++++ DATASET

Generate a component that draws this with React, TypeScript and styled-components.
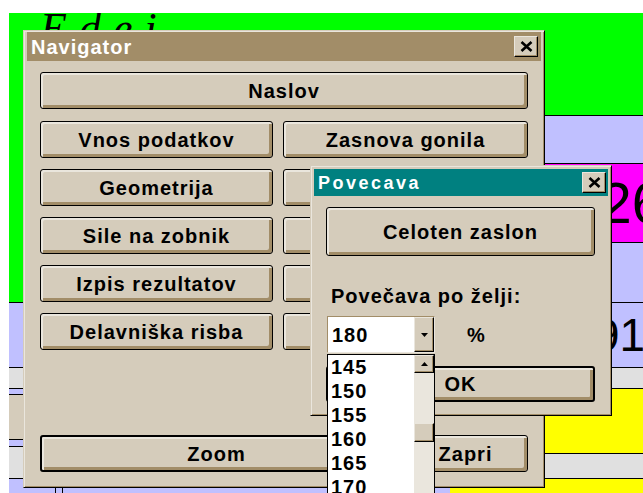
import React from "react";
import styled, { createGlobalStyle } from "styled-components";

/* Windows "Desert" colour scheme */
const C = {
  face: "#d5ccbb",
  shadow: "#a28d68",
  light: "#eae6dd",
  dark: "#000000",
  activeTitle: "#008080",
  inactiveTitle: "#a28d68",
  green: "#00ff00",
  lilac: "#c0c0ff",
  magenta: "#ff00ff",
  grey: "#e0e0e0",
  yellow: "#ffff00",
};

const UI_FONT = `"Liberation Sans", Arial, sans-serif`;

const Global = createGlobalStyle`
  html, body { margin: 0; padding: 0; background: #fff; overflow: hidden; }
  *, *::before, *::after { box-sizing: border-box; }
`;

const Screen = styled.div`
  position: relative;
  width: 643px;
  height: 493px;
  padding: 13px 0 0 9px;
  overflow: hidden;
  background: #fff;
`;

/* ---------- the main program behind the dialogs ---------- */

const Backdrop = styled.div`
  display: flex;
  height: 480px;
`;

const Column = styled.div<{ $w: number }>`
  flex: none;
  width: ${(p) => p.$w}px;
  display: flex;
  flex-direction: column;
`;

const Cell = styled.div<{ $bg: string; $h: number; $rule?: boolean }>`
  flex: none;
  height: ${(p) => p.$h}px;
  background: ${(p) => p.$bg};
  border-top: ${(p) => (p.$rule ? "1px solid #000" : "none")};
  display: flex;
  align-items: center;
  overflow: hidden;
`;

const Segment = styled.div<{ $bg: string; $w?: number; $ruled?: boolean }>`
  flex: ${(p) => (p.$w ? "none" : "1")};
  width: ${(p) => (p.$w ? `${p.$w}px` : "auto")};
  align-self: stretch;
  background: ${(p) => p.$bg};
  border-left: ${(p) => (p.$ruled ? "1px solid #000" : "none")};
  border-right: ${(p) => (p.$ruled ? "1px solid #000" : "none")};
`;

const Heading = styled.div`
  align-self: flex-start;
  padding: 1px 0 0 31px;
  font: italic 400 44px/30px "Liberation Serif", "Times New Roman", serif;
  letter-spacing: 12px;
  color: #000;
  white-space: nowrap;
`;

const BigNumber = styled.span<{ $size: number; $indent: number }>`
  padding-left: ${(p) => p.$indent}px;
  font: 400 ${(p) => p.$size}px/1 ${UI_FONT};
  color: #000;
  white-space: nowrap;
`;

/* ---------- window chrome ---------- */

const Window = styled.section<{
  $x: number;
  $y: number;
  $w: number;
  $h: number;
  $z: number;
  $pad: string;
}>`
  position: absolute;
  left: ${(p) => p.$x}px;
  top: ${(p) => p.$y}px;
  width: ${(p) => p.$w}px;
  height: ${(p) => p.$h}px;
  z-index: ${(p) => p.$z};
  padding: ${(p) => p.$pad};
  display: flex;
  flex-direction: column;
  background: ${C.face};
  border: 1px solid;
  border-color: ${C.face} #000 #000 ${C.face};
  box-shadow: inset 1px 1px 0 ${C.light}, inset -1px -1px 0 ${C.shadow};
`;

const TitleBar = styled.header<{ $active?: boolean; $h: number }>`
  flex: none;
  height: ${(p) => p.$h}px;
  display: flex;
  align-items: center;
  justify-content: space-between;
  background: ${(p) => (p.$active ? C.activeTitle : C.inactiveTitle)};
  color: #fff;
`;

const TitleText = styled.span<{ $size: number; $spacing: number }>`
  padding-left: 4px;
  font: 700 ${(p) => p.$size}px/1 ${UI_FONT};
  letter-spacing: ${(p) => p.$spacing}px;
  white-space: nowrap;
`;

const CloseBox = styled.button<{ $gap: number }>`
  flex: none;
  width: 24px;
  height: 21px;
  margin: 0 ${(p) => p.$gap}px 0 0;
  padding: 0;
  display: flex;
  align-items: center;
  justify-content: center;
  background: ${C.face};
  border: 1px solid;
  border-color: ${C.light} #000 #000 ${C.light};
  box-shadow: inset -1px -1px 0 ${C.shadow};
`;

const CloseGlyph = () => (
  <svg width="13" height="11" viewBox="0 0 13 11" aria-hidden="true">
    <path d="M1.5 1 L11.5 10 M11.5 1 L1.5 10" stroke="#000" strokeWidth="2.6" fill="none" />
  </svg>
);

const PushButton = styled.button<{ $h: number; $primary?: boolean }>`
  height: ${(p) => p.$h}px;
  margin: 0;
  padding: 0;
  display: flex;
  align-items: center;
  justify-content: center;
  background: ${C.face};
  border: ${(p) => (p.$primary ? 2 : 1)}px solid #000;
  border-radius: 3px;
  box-shadow: inset 2px 2px 0 ${C.light}, inset -3px -3px 0 ${C.shadow};
  font: 700 20px/1 ${UI_FONT};
  letter-spacing: 1px;
  color: #000;
  white-space: nowrap;
  cursor: default;
`;

/* ---------- Navigator ---------- */

const NavBody = styled.div`
  flex: 1;
  display: flex;
  flex-direction: column;
  padding: 11px 13px 12px 13px;
`;

const NavGrid = styled.div`
  margin-top: 12px;
  display: grid;
  grid-template-columns: 233px 245px;
  grid-auto-rows: 37px;
  column-gap: 10px;
  row-gap: 11px;
`;

const NavFooter = styled.div`
  margin-top: auto;
  display: grid;
  grid-template-columns: 353px 125px;
  column-gap: 10px;
`;

/* ---------- Povecava ---------- */

const ZoomBody = styled.div`
  flex: 1;
  display: flex;
  flex-direction: column;
  padding: 11px 13px 10px 12px;
`;

const FieldLabel = styled.div`
  margin-top: 29px;
  padding-left: 5px;
  font: 700 20px/23px ${UI_FONT};
  letter-spacing: 1px;
  color: #000;
  white-space: nowrap;
`;

const ComboRow = styled.div`
  margin-top: 8px;
  padding-left: 1px;
  display: flex;
  align-items: center;
`;

const Combo = styled.div`
  position: relative;
  width: 108px;
  height: 37px;
  display: flex;
  border: 1px solid;
  border-color: ${C.shadow} ${C.light} ${C.light} ${C.shadow};
`;

const ComboValue = styled.div`
  flex: 1;
  background: #fff;
  padding-left: 4px;
  display: flex;
  align-items: center;
  font: 700 20px/1 ${UI_FONT};
  letter-spacing: 1px;
  color: #000;
`;

const ArrowButton = styled.div<{ $h?: number }>`
  flex: none;
  width: 20px;
  height: ${(p) => (p.$h ? `${p.$h}px` : "auto")};
  display: flex;
  align-items: center;
  justify-content: center;
  background: ${C.face};
  border: 1px solid;
  border-color: ${C.light} #000 #000 ${C.light};
  box-shadow: inset -1px -1px 0 ${C.shadow};
`;

const Unit = styled.span`
  margin-left: 32px;
  font: 700 20px/1 ${UI_FONT};
  color: #000;
`;

const Dropdown = styled.ul`
  position: absolute;
  z-index: 5;
  top: calc(100% + 2px);
  left: -1px;
  width: 108px;
  height: 240px;
  margin: 0;
  padding: 0 20px 0 0;
  list-style: none;
  background: #fff;
  border: 1px solid #000;
  overflow: hidden;
`;

const Option = styled.li`
  height: 24px;
  padding-left: 3px;
  font: 700 20px/24px ${UI_FONT};
  letter-spacing: 1px;
  color: #000;
`;

const ScrollBar = styled.div`
  position: absolute;
  top: 0;
  right: 0;
  bottom: 0;
  width: 20px;
  display: flex;
  flex-direction: column;
  background: ${C.light};
`;

const Thumb = styled.div<{ $offset: number }>`
  flex: none;
  height: 19px;
  margin-top: ${(p) => p.$offset}px;
  background: ${C.face};
  border: 1px solid;
  border-color: ${C.light} #000 #000 ${C.light};
  box-shadow: inset -1px -1px 0 ${C.shadow};
`;

const OkRow = styled.div`
  margin-top: 13px;
  display: flex;
  flex-direction: column;
`;

const Triangle = ({ up }: { up?: boolean }) => (
  <svg width="7" height="4" viewBox="0 0 7 4" aria-hidden="true">
    <path d={up ? "M0 4 L7 4 L3.5 0 Z" : "M0 0 L7 0 L3.5 4 Z"} fill="#000" />
  </svg>
);

const zoomSteps = [145, 150, 155, 160, 165, 170, 175, 180, 185, 190];

export default function App() {
  return (
    <Screen>
      <Global />
      <Backdrop>
        <Column $w={536}>
          <Cell $bg={C.green} $h={289}>
            <Heading>Edei</Heading>
          </Cell>
          <Cell $bg={C.lilac} $h={65} $rule />
          <Cell $bg={C.grey} $h={21} $rule />
          <Cell $bg={C.lilac} $h={6} $rule />
          <Cell $bg={C.face} $h={45} $rule />
          <Cell $bg={C.lilac} $h={7} $rule />
          <Cell $bg={C.grey} $h={32} $rule />
          <Cell $bg={C.lilac} $h={15} $rule>
            <Segment $bg={C.lilac} $w={46} />
            <Segment $bg={C.lilac} $w={8} $ruled />
            <Segment $bg={C.lilac} $w={387} />
            <Segment $bg={C.yellow} />
          </Cell>
        </Column>
        <Column $w={98}>
          <Cell $bg={C.green} $h={102} />
          <Cell $bg={C.lilac} $h={48} $rule />
          <Cell $bg={C.magenta} $h={79} $rule>
            <BigNumber $size={57} $indent={55}>26</BigNumber>
          </Cell>
          <Cell $bg={C.lilac} $h={60} $rule />
          <Cell $bg={C.lilac} $h={65} $rule>
            <BigNumber $size={46} $indent={49}>91</BigNumber>
          </Cell>
          <Cell $bg={C.grey} $h={21} $rule />
          <Cell $bg={C.yellow} $h={65} $rule />
          <Cell $bg={C.grey} $h={25} $rule />
          <Cell $bg={C.yellow} $h={15} $rule />
        </Column>
      </Backdrop>

      <Window $x={23} $y={30} $w={522} $h={458} $z={1} $pad="1px 3px 3px 3px">
        <TitleBar $h={29}>
          <TitleText $size={20} $spacing={1}>Navigator</TitleText>
          <CloseBox $gap={3} aria-label="Zapri">
            <CloseGlyph />
          </CloseBox>
        </TitleBar>
        <NavBody>
          <PushButton $h={37}>Naslov</PushButton>
          <NavGrid>
            <PushButton $h={37}>Vnos podatkov</PushButton>
            <PushButton $h={37}>Zasnova gonila</PushButton>
            <PushButton $h={37}>Geometrija</PushButton>
            <PushButton $h={37} />
            <PushButton $h={37}>Sile na zobnik</PushButton>
            <PushButton $h={37} />
            <PushButton $h={37}>Izpis rezultatov</PushButton>
            <PushButton $h={37} />
            <PushButton $h={37}>Delavniška risba</PushButton>
            <PushButton $h={37} />
          </NavGrid>
          <NavFooter>
            <PushButton $h={37} $primary>Zoom</PushButton>
            <PushButton $h={37}>Zapri</PushButton>
          </NavFooter>
        </NavBody>
      </Window>

      <Window $x={310} $y={165} $w={302} $h={251} $z={2} $pad="3px">
        <TitleBar $h={27} $active>
          <TitleText $size={18} $spacing={2.5}>Povecava</TitleText>
          <CloseBox $gap={2} aria-label="Zapri">
            <CloseGlyph />
          </CloseBox>
        </TitleBar>
        <ZoomBody>
          <PushButton $h={49}>Celoten zaslon</PushButton>
          <FieldLabel>Povečava po želji:</FieldLabel>
          <ComboRow>
            <Combo>
              <ComboValue>180</ComboValue>
              <ArrowButton>
                <Triangle />
              </ArrowButton>
              <Dropdown>
                {zoomSteps.map((v) => (
                  <Option key={v}>{v}</Option>
                ))}
                <ScrollBar>
                  <ArrowButton $h={18}>
                    <Triangle up />
                  </ArrowButton>
                  <Thumb $offset={50} />
                </ScrollBar>
              </Dropdown>
            </Combo>
            <Unit>%</Unit>
          </ComboRow>
          <OkRow>
            <PushButton $h={36} $primary>OK</PushButton>
          </OkRow>
        </ZoomBody>
      </Window>
    </Screen>
  );
}
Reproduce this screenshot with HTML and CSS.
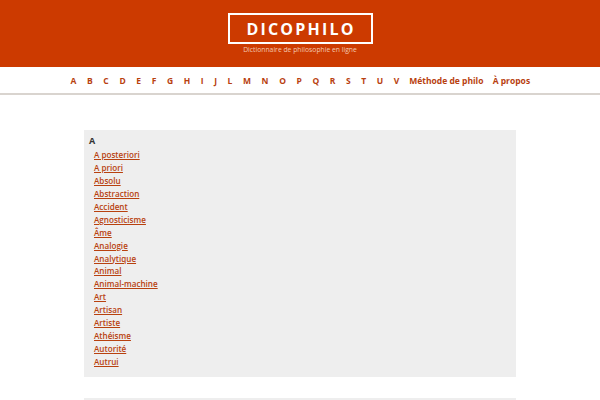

++++++++

▶ [AIM OF THE TASK]: Copy down every line of the entries containing the word "components".

▶ [COMPLETED TASK]:
Generate a component that draws this with React, TypeScript and styled-components.
import styled, { createGlobalStyle } from "styled-components";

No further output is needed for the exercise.